Species of flowering plant

Dillenia pentagyna, the dog teak or Nepali elephant apple, is a small tree with tortuous twigs. It is a member of the family Dilleniaceae, and is found from Sulawesi to South-Central China to India and Sri Lanka.

==Description==
A tree some 6-15m tall, with tortuous twigs, the bark is grayish and smooth, exfoliating. Branches are glabrous and stout. Leaves are deciduous, petiolate, oblong to obovate-oblong, glabrous, 30–5 cm long, flowers appear before the leaves, 2–7 in number, yellow coloured petals, flowering starts in April–May. Fruit is globose, 0.5 cm in diameter, black ovoid seed, exarillate.
On islands of the Mekong in northeastern Cambodia, the tree flowers from February to March, fruits from March to April, and the leaves grow from May to November.

==Vernacular names==
Common names by which the tree is known include: buku Tetun, Timor;
janti, sempu Jawa;
l've/lve, chhë muëy rô:y, pheng, rovey, muoy roy sratoap Khmer;
小花五桠果; xiǎo huā wǔ yā guǒ (small-flowered five tree forks fruit) Chinese;
ส้านช้าง sanchang, IPA: [saːn tɕʰaːŋ] Thai;
korkotta Bengali;
akshi Assam;
aggai, kallai Hindi;
aksikiphal, punnaga Sanskrit;
agaai, taatarii, tatri chinnakalinga Nepali;
karmal Gujarati and Marathi;
rai Oriya;
kanigala, kadu-kanigala Kannada;
പട്ടിപ്പുന്ന, punna, kodapunna Malayalam;
ravudana Telugu;
பஞ்சகன்னி உவா, naytekku, kanigalaTamil;
dog teak English;
dillenia; Nepali elephant apple

==Distribution==
The tree grows in the following places: Lesser Sunda Islands including Timor, Sulawesi, Jawa, Peninsular Malaysia, Thailand, Vietnam, Cambodia, Laos, Hainan, South-Central China including Yunnan, Andaman and Nicobar Islands, Myanmar, Bangladesh, Assam, East Himalaya, Bhutan, Nepal, India (from Punjab and Gujarat to Assam, Mizoram, Maharashtra, West Bengal and South India), and Sri Lanka.

==Habitat==
Dillenia pentagyna is found in rainforests, thickets and on hills below 400m.
In Cambodia it grows in groups in open/clear forests.
In the Pinus latteri-dominated forests of Kirirom National Park, southwestern Cambodia (which occur from 400-1000m elevation), the tree occurs in the 2-8 m high understorey under the 20m high pine canopy.
D. pentagyna grows on islands in the Mekong in Steung Treng and Kratie provinces, northeastern Cambodia.
It is found in the Deciduous, dipterocarp, seasonal, hardwood forest, dominated by Dipterocarpaceae species, occurring above metamorphic sandstone bedrock, at 25-30m elevation. In Phnom Kulen National Park, Siem Reap Province, northwestern Cambodia, the tree is a common canopy species in the Deciduous Dipterocarp Forest.

==Uses==
The tree is used as a source of fruit, traditional medicine, timber and charcoal.

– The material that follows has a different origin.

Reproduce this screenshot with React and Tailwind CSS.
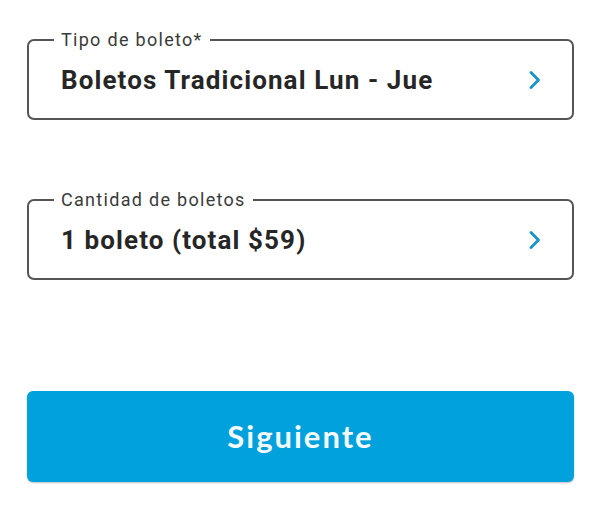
import React from "react";

function Chevron() {
  return (
    <svg width="14" height="20" viewBox="0 0 14 20" fill="none" className="shrink-0">
      <polyline
        points="3,2.5 10.5,10 3,17.5"
        stroke="#1b95c6"
        strokeWidth="3"
        strokeLinecap="round"
        strokeLinejoin="round"
      />
    </svg>
  );
}

function SelectField({ label, value }) {
  return (
    <fieldset className="rounded-[7px] border-2 border-[#555555] pl-[25px] pr-[30px]">
      <legend className="px-[7px] text-[18px] leading-[20px] tracking-[1.3px] text-[#3a3a3a]">{label}</legend>
      <div className="flex h-[68px] items-start justify-between pt-[15px] pl-[7px]">
        <span className="text-[26px] leading-[30px] font-bold text-[#262626] tracking-[1.1px]">{value}</span>
        <div className="flex h-[30px] items-center">
          <Chevron />
        </div>
      </div>
    </fieldset>
  );
}

export default function App() {
  return (
    <div className="min-h-[509px] w-[600px] bg-white pl-[27px] pr-[26px] pt-[30px]" style={{ fontFamily: "Roboto, 'Liberation Sans', sans-serif" }}>
      <SelectField label="Tipo de boleto*" value="Boletos Tradicional Lun - Jue" />
      <div className="mt-[70px]">
        <SelectField label="Cantidad de boletos" value="1 boleto (total $59)" />
      </div>
      <button className="mt-[111px] flex h-[91px] w-full items-center justify-center rounded-[6px] bg-[#00a1dd] shadow-[0_1px_2px_rgba(0,0,0,0.25)]">
        <span className="font-['Lato',sans-serif] text-[31px] font-bold tracking-[2px] text-[#f4fbfe]">Siguiente</span>
      </button>
    </div>
  );
}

Amongst the Tetun speaking practitioners of the ai tahan traditional medicine, in Belu Regency, Timor Barat, Indonesia, the bark is used to treat headaches and migraines.

In Cambodia, the fruit is eaten, but is not generally appreciated, it also provides a component for a remedy against cough. The timber is used to make humidity resistant boards and beams. Small knick-knacks are made from the wood, which makes excellent charcoal as well.

The Bunong people of Mondulkiri Province, northeastern Cambodia, drink a decoction of the bark and wood of both this tree and Oroxylum indicum to treat cold and fever.

Amongst Kuy- and Khmer-speaking people living in the same villages in Stung Treng and Preah Vihear provinces of north-central Cambodia, the tree is used as source of medicine, fuel and food.

In various areas of India, parts of the plant are used in ethnomedicine.
The Koch-Rajbanshi people of western Assam use the seed and bark against cancer. In the Konkan region of Maharashtra, village people use a paste of water and bark to treat wounds. In Deogarh district, Tribal people use a decoction of the fruit and Zingiber montanum for "blood dysentery". To treat diabetes, ripe fruit is taken regularly. The unripe fruit is consumed as a vegetable.